Anak dan Hukum: Ketika Peradilan Berhadapan dengan Masa Depan

Menyelamatkan anak yang tersandung hukum bukan berarti membenarkan kesalahan, tetapi memastikan mereka tidak kehilangan masa depan.
ilustrasi sistem peradilan pidana anak. Foto kpai.go.id/freepik
ilustrasi sistem peradilan pidana anak. Foto kpai.go.id/freepik

Anak bukanlah orang dewasa dalam tubuh kecil. Mereka memiliki cara berpikir, merasakan, dan memahami dunia yang sangat berbeda. Namun ketika seorang anak terlibat dalam peristiwa hukum, sering kali masyarakat tidak memahami bagaimana sistem peradilan anak seharusnya bekerja. Padahal, anak yang berhadapan dengan hukum bukan hanya membutuhkan keadilan, tetapi juga perlindungan.

Sistem peradilan anak di Indonesia telah memiliki dasar hukum yang cukup jelas, salah satunya melalui Undang-Undang Nomor 11 Tahun 2012 tentang Sistem Peradilan Pidana Anak. Di dalamnya, ditegaskan bahwa pendekatan yang digunakan adalah keadilan restoratif. Artinya, penyelesaian perkara anak dilakukan dengan melibatkan korban, pelaku, keluarga, dan masyarakat, agar semua pihak bisa mencapai pemulihan, bukan sekadar penghukuman.
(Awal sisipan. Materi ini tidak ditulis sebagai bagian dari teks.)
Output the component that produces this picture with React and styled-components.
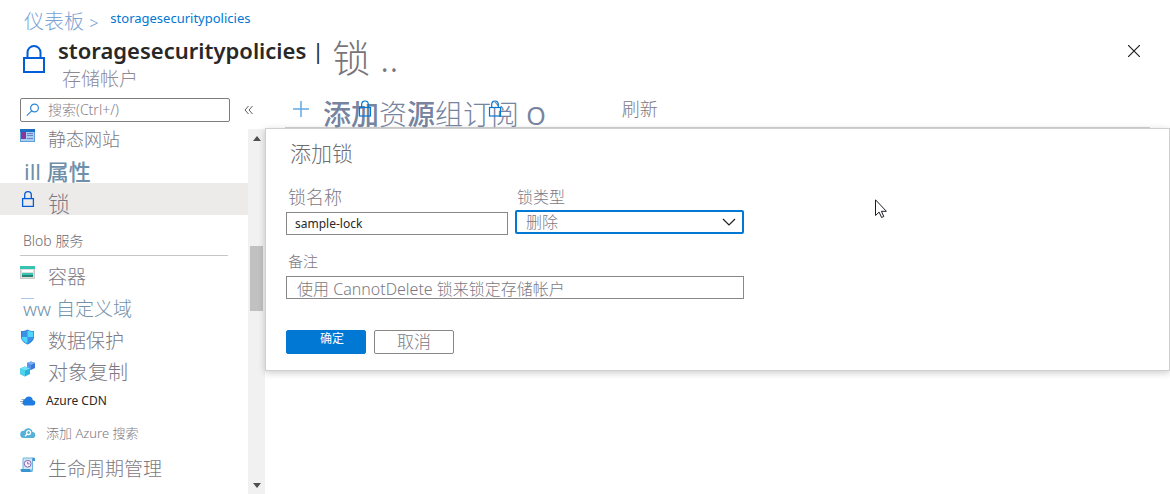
import React from "react";
import styled, { createGlobalStyle } from "styled-components";

const Global = createGlobalStyle`
  *, *::before, *::after { box-sizing: border-box; }
  body { margin: 0; background: #fff; color: #7c7983; }
  body, button, input, select {
    font-family: "Noto Sans", "Noto Sans CJK SC", sans-serif;
    font-weight: 300;
  }
`;

const Page = styled.div`
  min-height: 100vh;
  display: flex;
  flex-direction: column;
  overflow: hidden;
`;

/* ---------- header ---------- */
const Header = styled.header`
  height: 98px;
  display: flex;
  flex-direction: column;
`;
const Crumbs = styled.nav`
  display: flex;
  gap: 12px;
  height: 35px;
  padding: 8px 0 0 24px;
  white-space: nowrap;
`;
const CrumbLink = styled.a`
  color: ${(p) => (p.$strong ? "#0078d4" : "#7ba3d6")};
  font-size: ${(p) => (p.$strong ? 13 : 20)}px;
  font-weight: ${(p) => (p.$strong ? 400 : 300)};
  line-height: ${(p) => (p.$strong ? 20 : 28)}px;
  text-decoration: none;
`;
const CrumbMark = styled.span`
  font-size: 16px;
`;
const TitleBar = styled.div`
  display: flex;
  align-items: flex-start;
  padding: 0 28px 0 22px;
`;
const TitleIcon = styled.svg`
  width: 24px;
  height: 30px;
  margin-top: 9px;
  flex: none;
`;
const TitleText = styled.div`
  flex: 1;
  height: 62px;
  padding-left: 12px;
`;
const TitleLine = styled.h1`
  margin: 0;
  height: 31px;
  display: flex;
  gap: 8px;
  white-space: nowrap;
  color: #292827;
  font-size: 22px;
  font-weight: 600;
  line-height: 30px;
`;
const TitleDivider = styled.span`
  font-weight: 400;
`;
const TitleSuffix = styled.span`
  color: #77757a;
  font-size: 38px;
  font-weight: 300;
  line-height: 44px;
`;
const Subtitle = styled.p`
  margin: 0;
  padding-left: 4px;
  font-size: 19px;
  line-height: 26px;
  color: #8d8a95;
`;
const CloseButton = styled.button`
  width: 16px;
  height: 16px;
  margin-top: 8px;
  padding: 2px;
  border: 0;
  background: none;
  svg { display: block; width: 12px; height: 12px; }
`;

/* ---------- body ---------- */
const Body = styled.div`
  flex: 1;
  display: flex;
`;
const Sidebar = styled.aside`
  width: 265px;
  flex: none;
  display: flex;
  flex-direction: column;
`;
const SearchRow = styled.div`
  display: flex;
  align-items: center;
  gap: 14px;
  height: 24px;
  padding-left: 20px;
`;
const SearchBox = styled.label`
  width: 210px;
  height: 24px;
  display: flex;
  align-items: center;
  gap: 8px;
  padding: 0 5px;
  border: 1px solid #807e7c;
  border-radius: 2px;
  svg { width: 14px; height: 14px; flex: none; }
`;
const SearchInput = styled.input`
  flex: 1;
  min-width: 0;
  padding: 0;
  border: 0;
  outline: 0;
  background: none;
  font-size: 14px;
  line-height: 20px;
  &::placeholder { color: #85828c; opacity: 1; }
`;
const CollapseButton = styled.button`
  padding: 0;
  border: 0;
  background: none;
  width: 10px;
  height: 10px;
  svg { display: block; width: 10px; height: 10px; }
`;
const MenuArea = styled.div`
  flex: 1;
  display: flex;
`;
const Menu = styled.nav`
  flex: 1;
  margin-top: -3px;
`;
const MenuItem = styled.a`
  position: relative;
  height: 32px;
  display: flex;
  align-items: center;
  gap: ${(p) => p.$gap || 12}px;
  padding-left: ${(p) => p.$indent || 20}px;
  background: ${(p) => (p.$selected ? "#edebe9" : "transparent")};
  color: ${(p) => p.$color || "#7c7983"};
  font-size: ${(p) => p.$size || 19}px;
  font-weight: ${(p) => p.$weight || 300};
  line-height: 24px;
  text-decoration: none;
  white-space: nowrap;
  svg { width: 16px; height: 16px; flex: none; }
  b { font-weight: 500; }
`;
const ItemText = styled.span`
  padding-top: ${(p) => (p.$level ? 0 : 8)}px;
`;
const TopMark = styled.i`
  position: absolute;
  top: 9px;
  left: 21px;
  width: 13px;
  height: 1px;
  background: #a9c8e8;
`;
const MenuHeading = styled.h2`
  height: 41px;
  margin: 0 20px 1px;
  padding: 16px 0 0 3px;
  border-bottom: 1px solid #c8c6c4;
  font-size: 14px;
  font-weight: 300;
  line-height: 20px;
  color: #6c6a70;
`;
const ScrollTrack = styled.div`
  width: 17px;
  margin-top: 7px;
  display: flex;
  flex-direction: column;
  align-items: center;
  justify-content: space-between;
  padding: 7px 0 6px;
  background: #f1f1f1;
  svg { width: 8px; height: 5px; }
`;
const ScrollRail = styled.div`
  flex: 1;
  padding-top: 105px;
`;
const ScrollThumb = styled.div`
  width: 13px;
  height: 65px;
  background: #c1c1c1;
`;

/* ---------- main ---------- */
const Main = styled.main`
  flex: 1;
  min-width: 0;
`;
const Toolbar = styled.div`
  position: relative;
  z-index: 1;
  display: flex;
  height: 30px;
  margin: 0 20px;
  padding-left: 8px;
  border-bottom: 1px solid #c8c8c8;
`;
const ToolButton = styled.button`
  position: relative;
  display: flex;
  align-items: flex-start;
  gap: 14px;
  padding: 0;
  border: 0;
  background: none;
  color: #76849f;
  font-size: ${(p) => p.$size}px;
  line-height: ${(p) => p.$line}px;
  white-space: nowrap;
  b { font-weight: 500; }
`;
const PlainGlyph = styled.span`
  font-weight: 400;
  font-size: 25px;
`;
const PlusIcon = styled.svg`
  width: 16px;
  height: 16px;
  margin-top: 3px;
`;
const LockBadge = styled.svg`
  position: absolute;
  top: 2px;
  left: ${(p) => p.$left}px;
  width: 14px;
  height: 17px;
`;
const RefreshButton = styled(ToolButton)`
  margin-left: 76px;
  color: #7c7983;
`;
const Panel = styled.form`
  padding: 11px 20px 16px;
  border: 1px solid #cfcfcf;
  background: #fff;
  box-shadow: 0 2px 7px rgba(0, 0, 0, 0.2);
`;
const PanelTitle = styled.h2`
  margin: 0;
  padding-left: 4px;
  font-size: 21px;
  font-weight: 300;
  line-height: 27px;
  color: #6e6c70;
`;
const Fields = styled.div`
  display: grid;
  grid-template-columns: minmax(0, 222px) minmax(0, 229px);
  gap: 14px 7px;
  padding-top: 18px;
`;
const Field = styled.div`
  display: flex;
  flex-direction: column;
  grid-column: ${(p) => (p.$wide ? "1 / -1" : "auto")};
`;
const FieldLabel = styled.label`
  padding-left: 2px;
  height: ${(p) => p.$height}px;
  font-size: ${(p) => p.$size}px;
  line-height: 24px;
`;
const TextInput = styled.input`
  width: 100%;
  height: 23px;
  padding: 0 ${(p) => (p.$cjk ? 10 : 8)}px;
  border: 1px solid #8a8886;
  border-radius: 0;
  outline: 0;
  color: ${(p) => (p.$cjk ? "#7c7983" : "#292827")};
  font-size: ${(p) => (p.$cjk ? 16 : 12)}px;
  font-weight: ${(p) => (p.$cjk ? 300 : 400)};
`;
const SelectWrap = styled.div`
  position: relative;
  svg {
    position: absolute;
    right: 8px;
    top: 8px;
    width: 14px;
    height: 9px;
    pointer-events: none;
  }
`;
const Select = styled.select`
  display: block;
  width: 100%;
  height: 24px;
  padding: 0 9px;
  border: 2px solid #0078d4;
  border-radius: 2px;
  outline: 0;
  appearance: none;
  background: #fff;
  color: #7c7983;
  font-size: 16px;
  line-height: 18px;
`;
const Actions = styled.div`
  display: flex;
  gap: 8px;
  padding-top: 31px;
`;
const Button = styled.button`
  width: 80px;
  height: 24px;
  padding: ${(p) => (p.$primary ? "0 0 6px 12px" : "0")};
  border: 1px solid ${(p) => (p.$primary ? "#0078d4" : "#8a8886")};
  border-radius: 2px;
  background: ${(p) => (p.$primary ? "#0078d4" : "#fff")};
  color: ${(p) => (p.$primary ? "#fff" : "#7c7983")};
  font-size: ${(p) => (p.$primary ? 12 : 17)}px;
  font-weight: ${(p) => (p.$primary ? 400 : 300)};
  line-height: 16px;
`;
const Pointer = styled.svg`
  position: absolute;
  left: 875px;
  top: 199px;
  width: 12px;
  height: 20px;
  pointer-events: none;
`;

/* ---------- icons ---------- */
const SiteIcon = () => (
  <svg viewBox="0 0 16 16">
    <rect x="0" y="2" width="15" height="13" fill="#5ea0dc" />
    <rect x="0" y="2" width="15" height="3" fill="#1b6fc2" />
    <rect x="1" y="5" width="13" height="9" fill="#a9cdf0" />
    <rect x="1" y="5" width="5" height="7" fill="#86379b" />
    <path d="M7 6.500h6M7 8.500h6M7 11.500h6" stroke="#6f7fc4" />
  </svg>
);
const LockIcon = () => (
  <svg viewBox="0 0 16 16" fill="none" stroke="#015cda" strokeWidth="1.300">
    <rect x="2.600" y="7.600" width="10.800" height="7.800" />
    <path d="M4.700 7.500V4a3.300 3.300 0 0 1 6.600 0v3.500" />
  </svg>
);
const ContainerIcon = () => (
  <svg viewBox="0 0 16 16">
    <rect x="0" y="1" width="15" height="13" rx="1" fill="#c8c8c8" />
    <rect x="0" y="1" width="15" height="3" fill="#37c2b1" />
    <rect x="1" y="4" width="13" height="9" fill="#dedede" />
    <rect x="2" y="5" width="11" height="2" fill="#fff" />
    <rect x="2" y="8" width="11" height="2" fill="#37c2b1" />
    <rect x="2" y="10" width="11" height="2" fill="#258277" />
  </svg>
);
const ShieldIcon = () => (
  <svg viewBox="0 0 16 16">
    <path d="M7.500.5C9 1.800 11.500 2 14 2v6c0 3.500-3.500 6-6.500 7.500C4.500 14 1 11.500 1 8V2c2.500 0 5-.2 6.500-1.500z" fill="#1c7cd6" />
    <path d="M7.500 1.300V8H1.600V2.600C4 2.600 6 2.400 7.500 1.300z" fill="#3c91e4" />
    <path d="M7.500 8h5.900c0 3-3 5.300-5.900 6.800z" fill="#3c91e4" />
    <path d="M7.500 1.300V8h5.900V2.600c-2.400 0-4.400-.2-5.900-1.300z" fill="#50d8fc" />
    <path d="M7.500 8H1.600c0 3 3 5.300 5.900 6.800z" fill="#50d8fc" />
  </svg>
);
const ReplicaIcon = () => (
  <svg viewBox="0 0 16 16">
    <path d="M11 .5 15 2v5l-4 2-4-2V2z" fill="#3b78dc" />
    <path d="M11 .5 15 2l-4 2-4-2z" fill="#7fabf4" />
    <path d="m7 2 4 2v5L7 7z" fill="#5a93ee" />
    <path d="m5 5.500 5 2V13l-5 2.500L0 13V7.500z" fill="#27b4dc" />
    <path d="m5 5.500 5 2-5 2-5-2z" fill="#74e2f6" />
    <path d="m0 7.500 5 2v6L0 13z" fill="#4fd3ec" />
  </svg>
);
const CdnIcon = () => (
  <svg viewBox="0 0 16 16">
    <path d="M1.500 6.500h4M0 8.500h5M1.500 10.500h4" stroke="#9aa7b5" />
    <path d="M12.800 7.300A4.100 4.100 0 0 0 8.700 3.500 4.200 4.200 0 0 0 4.800 6.200 3.300 3.300 0 0 0 2.600 9.400 3.200 3.200 0 0 0 5.900 12.500h6.700a2.600 2.600 0 0 0 .2-5.200z" fill="#1f7ce0" />
  </svg>
);
const SearchCloudIcon = () => (
  <svg viewBox="0 0 16 16">
    <path d="M12.500 7A4.500 4.500 0 0 0 4 5.800 3.600 3.600 0 0 0 3.600 13h8.500A3 3 0 0 0 12.500 7z" fill="#55b1d8" />
    <circle cx="8.600" cy="7.600" r="2" fill="none" stroke="#fff" strokeWidth="1.200" />
    <path d="M7.200 9 5 11.200" stroke="#fff" strokeWidth="1.400" />
  </svg>
);
const LifecycleIcon = () => (
  <svg viewBox="0 0 16 16">
    <path d="M4 .5h9.500c1 0 1.500.6 1.500 1.500v2h-2v9c0 1-.6 2-1.500 2h-9C1.500 15 1 14.200 1 12.500h1.500V2c0-1 .6-1.500 1.500-1.500z" fill="#6fb4dc" />
    <path d="M3.500 1.500H12v11H3.500z" fill="#d3e8f6" />
    <path d="M12.500 4V2.300c0-.8.400-1.500 1-1.500S15 1.500 15 2.500V4zM.5 12h9.500c0 1.700.5 3 1.500 3h-9C1 15 .5 13.700.5 12z" fill="#3a94cd" />
    <circle cx="7.700" cy="6.700" r="3.400" fill="#f4f0fa" stroke="#8569b5" />
    <path d="M7.700 4.700v2.200h1.900" fill="none" stroke="#8569b5" />
  </svg>
);

const BLOB_ITEMS = [
  { text: "容器", icon: ContainerIcon },
  { text: "ww 自定义域", mark: true, indent: 23, color: "#7392ab" },
  { text: "数据保护", icon: ShieldIcon },
  { text: "对象复制", icon: ReplicaIcon, size: 20 },
  { text: "Azure CDN", icon: CdnIcon, size: 12, gap: 10, weight: 400, color: "#292827", level: true },
  { text: "添加 Azure 搜索", icon: SearchCloudIcon, size: 13, gap: 10, level: true },
  { text: "生命周期管理", icon: LifecycleIcon },
];

const SmallLock = ({ left }) => (
  <LockBadge $left={left} viewBox="0 0 14 17" fill="none" stroke="#0078d4" strokeWidth="1.200">
    <rect x="1.500" y="7.500" width="11" height="8.500" />
    <path d="M3.700 7.500V4.300a3.300 3.300 0 0 1 6.600 0v3.200" />
  </LockBadge>
);

export default function App() {
  return (
    <Page>
      <Global />
      <Header>
        <Crumbs>
          <CrumbLink href="#">仪表板 <CrumbMark>&gt;</CrumbMark></CrumbLink>
          <CrumbLink href="#" $strong>storagesecuritypolicies</CrumbLink>
        </Crumbs>
        <TitleBar>
          <TitleIcon viewBox="0 0 24 30" fill="none" stroke="#015cda" strokeWidth="2">
            <rect x="2" y="14" width="20" height="14" />
            <path d="M5.500 14V8.500a6.500 6.500 0 0 1 13 0V14" />
          </TitleIcon>
          <TitleText>
            <TitleLine>
              <span>storagesecuritypolicies <TitleDivider>|</TitleDivider></span>
              <TitleSuffix>锁 ..</TitleSuffix>
            </TitleLine>
            <Subtitle>存储帐户</Subtitle>
          </TitleText>
          <CloseButton aria-label="关闭">
            <svg viewBox="0 0 12 12" stroke="#201f1e" strokeWidth="1.200">
              <path d="m0 0 12 12M12 0 0 12" />
            </svg>
          </CloseButton>
        </TitleBar>
      </Header>

      <Body>
        <Sidebar>
          <SearchRow>
            <SearchBox>
              <svg viewBox="0 0 14 14" fill="none" stroke="#2d87dc" strokeWidth="1.200">
                <circle cx="8.500" cy="5" r="3.900" />
                <path d="M5.700 7.800.8 12.700" />
              </svg>
              <SearchInput aria-label="搜索" placeholder="搜索(Ctrl+/)" />
            </SearchBox>
            <CollapseButton aria-label="折叠">
              <svg viewBox="0 0 10 10" fill="none" stroke="#605e5c">
                <path d="M4.500 1 1 5l3.500 4M8.500 1 5 5l3.500 4" />
              </svg>
            </CollapseButton>
          </SearchRow>
          <MenuArea>
            <Menu>
              <MenuItem href="#" $size={18}>
                <SiteIcon />
                <ItemText>静态网站</ItemText>
              </MenuItem>
              <MenuItem href="#" $size={22} $indent={24} $weight={400} $color="#6f8fa9">
                <ItemText>ill <b>属性</b></ItemText>
              </MenuItem>
              <MenuItem href="#" $size={22} $selected>
                <LockIcon />
                <ItemText>锁</ItemText>
              </MenuItem>
              <MenuHeading>Blob 服务</MenuHeading>
              {BLOB_ITEMS.map(({ text, icon: Icon, mark, size, gap, indent, color, weight, level }) => (
                <MenuItem key={text} href="#" $size={size} $gap={gap} $indent={indent} $color={color} $weight={weight}>
                  {Icon && <Icon />}
                  {mark && <TopMark />}
                  <ItemText $level={level}>{text}</ItemText>
                </MenuItem>
              ))}
            </Menu>
            <ScrollTrack>
              <svg viewBox="0 0 8 5"><path d="M0 5 4 0l4 5z" fill="#505050" /></svg>
              <ScrollRail><ScrollThumb /></ScrollRail>
              <svg viewBox="0 0 8 5"><path d="m0 0 4 5 4-5z" fill="#505050" /></svg>
            </ScrollTrack>
          </MenuArea>
        </Sidebar>

        <Main>
          <Toolbar>
            <ToolButton $size={28} $line={32}>
              <PlusIcon viewBox="0 0 16 16" stroke="#62a9e6" strokeWidth="1.500">
                <path d="M8 0v16M0 8h16" />
              </PlusIcon>
              <span><b>添加</b>资<b>源</b>组订阅 <PlainGlyph>O</PlainGlyph></span>
              <SmallLock left={65} />
              <SmallLock left={195} />
            </ToolButton>
            <RefreshButton $size={18} $line={22}>刷新</RefreshButton>
          </Toolbar>
          <Panel onSubmit={(e) => e.preventDefault()}>
            <PanelTitle>添加锁</PanelTitle>
            <Fields>
              <Field>
                <FieldLabel htmlFor="lock-name" $size={18} $height={27}>锁名称</FieldLabel>
                <TextInput id="lock-name" defaultValue="sample-lock" />
              </Field>
              <Field>
                <FieldLabel htmlFor="lock-type" $size={16} $height={25}>锁类型</FieldLabel>
                <SelectWrap>
                  <Select id="lock-type" defaultValue="delete">
                    <option value="delete">删除</option>
                  </Select>
                  <svg viewBox="0 0 14 9" fill="none" stroke="#201f1e" strokeWidth="1.200">
                    <path d="m1 1 6 6 6-6" />
                  </svg>
                </SelectWrap>
              </Field>
              <Field $wide>
                <FieldLabel htmlFor="lock-notes" $size={15} $height={27}>备注</FieldLabel>
                <TextInput id="lock-notes" $cjk defaultValue="使用 CannotDelete 锁来锁定存储帐户" />
              </Field>
            </Fields>
            <Actions>
              <Button type="submit" $primary>确定</Button>
              <Button type="button">取消</Button>
            </Actions>
          </Panel>
        </Main>
      </Body>
      <Pointer viewBox="0 0 12 20">
        <path d="M.5.8v15.700l3.600-3.400 2.500 5.400 2.200-1-2.400-5.200h5z" fill="#fff" stroke="#1c1b28" />
      </Pointer>
    </Page>
  );
}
Mahkamah Agung sebagai lembaga yudikatif memiliki peran besar dalam memastikan bahwa setiap hakim yang menyidangkan perkara anak memahami pendekatan ini. Oleh karena itu, hakim anak harus memiliki sertifikasi khusus, agar mampu memutus perkara dengan lebih manusiawi dan berpihak pada kepentingan terbaik anak. Prinsip ini sejalan dengan Konvensi Hak Anak yang telah diratifikasi oleh Indonesia.

Namun dalam praktiknya, tidak jarang masih ada tekanan publik yang menginginkan hukuman berat, bahkan untuk anak. Media sosial juga kerap menjadi tempat penghakiman sebelum proses hukum berjalan. Di sinilah pentingnya edukasi publik bahwa peradilan anak bukanlah bentuk impunitas, melainkan bentuk perlindungan untuk masa depan bangsa.

Hakim sebagai ujung tombak keadilan dituntut untuk tetap netral namun juga empatik. Mahkamah Agung pun terus berinovasi melalui regulasi dan pembinaan kepada aparat peradilan, agar sistem peradilan anak berjalan sesuai dengan prinsip perlindungan anak. Solusi ke depan adalah peningkatan sosialisasi kepada masyarakat, integrasi antara lembaga hukum dan lembaga perlindungan anak, serta penguatan peran pendamping anak dalam setiap proses hukum.

Menyelamatkan anak yang tersandung hukum bukan berarti membenarkan kesalahan, tetapi memastikan mereka tidak kehilangan masa depan.